In 1969, the community of Fort McPherson, as mapped in 1898, was designated a National Historic Site of Canada. This recognition was due to the site's role as the principal Hudson's Bay Company trading post in the MacKenzie Delta region for over 50 years, and as the first North-West Mounted Police post in the Western Arctic.
Fort McPherson is accessible by road all year from Dawson City and Whitehorse, Yukon, except during the spring break-up and fall freeze-up on the Peel River.
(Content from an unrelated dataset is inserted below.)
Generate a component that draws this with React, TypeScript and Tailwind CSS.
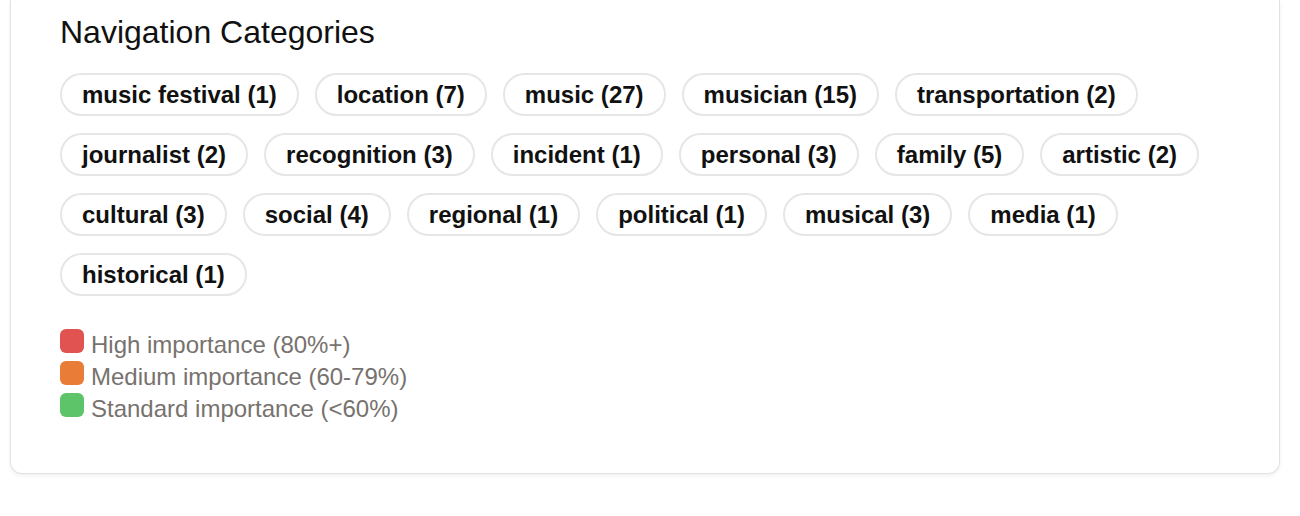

The community also has access to Inuvik via the Dempster Highway and crosses the Mackenzie River at Tsiigehtchic. Fort McPherson also boasts a small airport, Fort McPherson Airport, that offers seasonal flights to Inuvik (Mike Zubko) Airport on Aklak Air when the road across the Peel is closed.
According to the 2021 Census of Population conducted by Statistics Canada, Fort McPherson had a population of 647 living in 255 of its 318 total private dwellings, a decrease of 7.6% from its 2016 population of 700. With a land area of 53.83 km2, it had a population density of 12.0/km2 in 2021. In the 2016 Census, 695 people identified as Indigenous, 610 as First Nations, 15 as Métis, 20 as Inuit or Inuvialuit, 10 giving multiple or other aboriginal responses and 40 non-Aboriginal.
Fort McPherson experiences a subarctic climate (Köppen climate classification Dfc). The highest temperature ever recorded in Fort McPherson was 33.3 °C (91.9 °F) on 7 August 1919 and 20 July 2001. The coldest temperature ever recorded was −55.6 °C (−68.1 °F) on 14 January 1894.